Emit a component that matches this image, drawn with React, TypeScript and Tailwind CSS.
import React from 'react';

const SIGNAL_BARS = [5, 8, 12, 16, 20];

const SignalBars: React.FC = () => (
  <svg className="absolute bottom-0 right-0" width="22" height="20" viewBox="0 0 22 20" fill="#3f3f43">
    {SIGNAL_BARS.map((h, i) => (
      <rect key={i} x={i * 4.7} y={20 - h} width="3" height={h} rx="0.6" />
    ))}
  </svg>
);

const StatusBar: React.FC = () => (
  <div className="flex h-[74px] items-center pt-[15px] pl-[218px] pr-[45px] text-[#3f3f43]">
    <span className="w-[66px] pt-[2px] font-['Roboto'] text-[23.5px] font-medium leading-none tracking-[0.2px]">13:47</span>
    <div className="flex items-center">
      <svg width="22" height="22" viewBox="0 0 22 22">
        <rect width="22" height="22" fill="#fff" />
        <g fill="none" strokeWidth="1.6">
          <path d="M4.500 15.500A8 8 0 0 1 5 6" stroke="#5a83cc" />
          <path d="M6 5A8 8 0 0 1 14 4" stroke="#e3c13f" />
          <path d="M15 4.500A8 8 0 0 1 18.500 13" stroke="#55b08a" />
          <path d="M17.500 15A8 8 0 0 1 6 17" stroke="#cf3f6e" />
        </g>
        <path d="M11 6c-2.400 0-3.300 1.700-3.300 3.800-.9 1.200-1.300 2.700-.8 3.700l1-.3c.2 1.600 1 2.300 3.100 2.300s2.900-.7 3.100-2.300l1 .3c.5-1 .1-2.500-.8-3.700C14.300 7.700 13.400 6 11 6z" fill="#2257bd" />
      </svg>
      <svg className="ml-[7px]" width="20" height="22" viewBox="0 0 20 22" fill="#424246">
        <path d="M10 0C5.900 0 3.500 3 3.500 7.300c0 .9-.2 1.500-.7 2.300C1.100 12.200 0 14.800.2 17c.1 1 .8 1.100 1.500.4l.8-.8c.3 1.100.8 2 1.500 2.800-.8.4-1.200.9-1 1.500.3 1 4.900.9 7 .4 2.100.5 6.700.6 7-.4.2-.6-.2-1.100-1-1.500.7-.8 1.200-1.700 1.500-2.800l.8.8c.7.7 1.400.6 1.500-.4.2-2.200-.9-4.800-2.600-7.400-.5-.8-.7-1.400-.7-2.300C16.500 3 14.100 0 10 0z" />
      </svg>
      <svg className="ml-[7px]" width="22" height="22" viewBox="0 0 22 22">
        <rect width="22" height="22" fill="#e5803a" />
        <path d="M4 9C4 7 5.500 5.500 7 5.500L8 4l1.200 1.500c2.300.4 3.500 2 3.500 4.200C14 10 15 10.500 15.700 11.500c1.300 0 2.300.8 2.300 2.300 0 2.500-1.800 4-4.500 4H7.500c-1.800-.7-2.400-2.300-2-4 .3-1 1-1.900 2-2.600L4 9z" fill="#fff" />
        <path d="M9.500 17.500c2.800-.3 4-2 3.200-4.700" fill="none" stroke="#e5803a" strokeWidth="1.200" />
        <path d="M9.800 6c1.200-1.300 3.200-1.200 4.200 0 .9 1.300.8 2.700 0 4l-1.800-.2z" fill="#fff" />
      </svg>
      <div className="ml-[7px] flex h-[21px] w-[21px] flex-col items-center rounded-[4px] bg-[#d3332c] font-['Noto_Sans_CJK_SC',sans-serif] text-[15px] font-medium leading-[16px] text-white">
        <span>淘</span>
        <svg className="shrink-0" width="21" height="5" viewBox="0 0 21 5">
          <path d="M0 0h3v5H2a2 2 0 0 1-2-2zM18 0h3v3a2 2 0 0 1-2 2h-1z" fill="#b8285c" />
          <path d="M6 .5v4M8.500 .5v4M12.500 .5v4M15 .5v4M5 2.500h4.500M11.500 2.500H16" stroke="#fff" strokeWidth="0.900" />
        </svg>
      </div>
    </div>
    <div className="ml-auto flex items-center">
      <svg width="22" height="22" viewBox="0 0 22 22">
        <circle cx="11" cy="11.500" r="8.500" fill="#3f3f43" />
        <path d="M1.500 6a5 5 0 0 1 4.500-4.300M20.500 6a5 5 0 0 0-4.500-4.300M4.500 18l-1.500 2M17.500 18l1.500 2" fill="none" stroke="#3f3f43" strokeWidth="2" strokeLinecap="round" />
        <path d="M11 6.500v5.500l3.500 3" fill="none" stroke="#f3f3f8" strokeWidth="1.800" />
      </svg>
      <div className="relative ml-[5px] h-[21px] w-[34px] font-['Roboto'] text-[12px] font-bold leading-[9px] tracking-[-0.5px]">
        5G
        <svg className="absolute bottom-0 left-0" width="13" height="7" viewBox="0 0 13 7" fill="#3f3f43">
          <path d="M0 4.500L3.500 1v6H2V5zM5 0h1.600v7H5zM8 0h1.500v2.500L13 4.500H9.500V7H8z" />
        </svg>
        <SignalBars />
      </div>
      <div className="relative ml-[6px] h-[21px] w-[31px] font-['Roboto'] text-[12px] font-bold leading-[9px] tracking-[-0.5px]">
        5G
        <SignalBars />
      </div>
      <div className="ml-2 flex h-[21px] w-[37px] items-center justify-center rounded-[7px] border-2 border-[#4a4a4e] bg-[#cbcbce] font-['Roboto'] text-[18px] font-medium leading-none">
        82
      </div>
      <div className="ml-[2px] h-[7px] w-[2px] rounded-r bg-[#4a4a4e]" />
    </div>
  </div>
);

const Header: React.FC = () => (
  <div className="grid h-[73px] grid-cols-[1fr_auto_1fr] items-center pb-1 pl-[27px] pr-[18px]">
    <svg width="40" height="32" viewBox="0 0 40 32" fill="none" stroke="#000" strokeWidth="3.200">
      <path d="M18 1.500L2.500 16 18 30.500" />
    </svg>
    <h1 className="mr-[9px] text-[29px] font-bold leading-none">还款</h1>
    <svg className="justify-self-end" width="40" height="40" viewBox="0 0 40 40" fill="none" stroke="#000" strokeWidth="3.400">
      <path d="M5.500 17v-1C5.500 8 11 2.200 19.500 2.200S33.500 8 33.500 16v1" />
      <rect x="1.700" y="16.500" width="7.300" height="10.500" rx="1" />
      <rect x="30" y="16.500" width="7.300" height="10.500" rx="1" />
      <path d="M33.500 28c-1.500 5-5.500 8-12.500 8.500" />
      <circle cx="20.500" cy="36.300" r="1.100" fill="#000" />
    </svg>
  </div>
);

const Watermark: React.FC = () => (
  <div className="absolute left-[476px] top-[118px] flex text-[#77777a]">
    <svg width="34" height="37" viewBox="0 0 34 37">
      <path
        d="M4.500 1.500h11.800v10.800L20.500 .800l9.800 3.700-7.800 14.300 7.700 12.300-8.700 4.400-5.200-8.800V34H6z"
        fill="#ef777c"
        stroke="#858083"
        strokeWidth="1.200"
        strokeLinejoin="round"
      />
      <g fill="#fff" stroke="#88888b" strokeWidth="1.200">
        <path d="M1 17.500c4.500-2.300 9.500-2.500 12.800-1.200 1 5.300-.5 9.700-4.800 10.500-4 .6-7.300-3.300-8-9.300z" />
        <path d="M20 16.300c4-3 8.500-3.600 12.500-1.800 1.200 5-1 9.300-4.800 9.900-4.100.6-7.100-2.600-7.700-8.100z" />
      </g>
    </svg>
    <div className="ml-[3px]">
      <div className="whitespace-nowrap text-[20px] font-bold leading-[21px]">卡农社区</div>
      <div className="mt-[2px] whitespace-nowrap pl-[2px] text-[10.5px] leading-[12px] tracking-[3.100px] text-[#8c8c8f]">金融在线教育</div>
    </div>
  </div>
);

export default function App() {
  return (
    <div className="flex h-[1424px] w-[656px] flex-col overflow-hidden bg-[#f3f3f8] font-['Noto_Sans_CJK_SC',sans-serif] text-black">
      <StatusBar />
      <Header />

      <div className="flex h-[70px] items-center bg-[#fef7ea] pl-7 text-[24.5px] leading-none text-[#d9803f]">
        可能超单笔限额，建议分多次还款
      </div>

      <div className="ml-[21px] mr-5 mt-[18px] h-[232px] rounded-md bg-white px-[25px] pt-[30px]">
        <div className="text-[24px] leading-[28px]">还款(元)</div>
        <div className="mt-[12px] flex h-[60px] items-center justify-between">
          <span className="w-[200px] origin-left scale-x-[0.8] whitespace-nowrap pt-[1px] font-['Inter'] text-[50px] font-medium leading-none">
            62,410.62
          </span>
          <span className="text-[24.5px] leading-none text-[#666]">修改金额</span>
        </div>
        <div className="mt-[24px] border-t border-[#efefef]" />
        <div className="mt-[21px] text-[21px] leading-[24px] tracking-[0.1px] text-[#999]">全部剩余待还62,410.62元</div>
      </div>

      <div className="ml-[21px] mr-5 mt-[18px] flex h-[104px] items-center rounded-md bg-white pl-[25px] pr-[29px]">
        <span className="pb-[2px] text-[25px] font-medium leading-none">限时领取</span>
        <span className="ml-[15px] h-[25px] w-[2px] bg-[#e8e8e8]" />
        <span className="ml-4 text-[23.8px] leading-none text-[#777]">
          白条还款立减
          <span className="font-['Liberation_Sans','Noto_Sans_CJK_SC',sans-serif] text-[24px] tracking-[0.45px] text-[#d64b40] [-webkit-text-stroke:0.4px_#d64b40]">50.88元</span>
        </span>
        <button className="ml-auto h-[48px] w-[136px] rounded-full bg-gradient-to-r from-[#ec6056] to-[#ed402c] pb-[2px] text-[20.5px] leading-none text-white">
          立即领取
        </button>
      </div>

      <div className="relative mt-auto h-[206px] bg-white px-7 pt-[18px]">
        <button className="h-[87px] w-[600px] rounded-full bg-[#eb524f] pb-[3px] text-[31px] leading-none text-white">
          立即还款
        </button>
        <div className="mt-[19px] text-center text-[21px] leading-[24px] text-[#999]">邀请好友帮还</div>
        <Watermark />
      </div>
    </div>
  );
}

## Objective
Set down verbatim only the lines between the start of the data above and the line with "const SIGNAL_BARS = [5, 8, 12, 16, 20];", both boundaries included.

## Task response
Emit a component that matches this image, drawn with React, TypeScript and Tailwind CSS.
import React from 'react';

const SIGNAL_BARS = [5, 8, 12, 16, 20];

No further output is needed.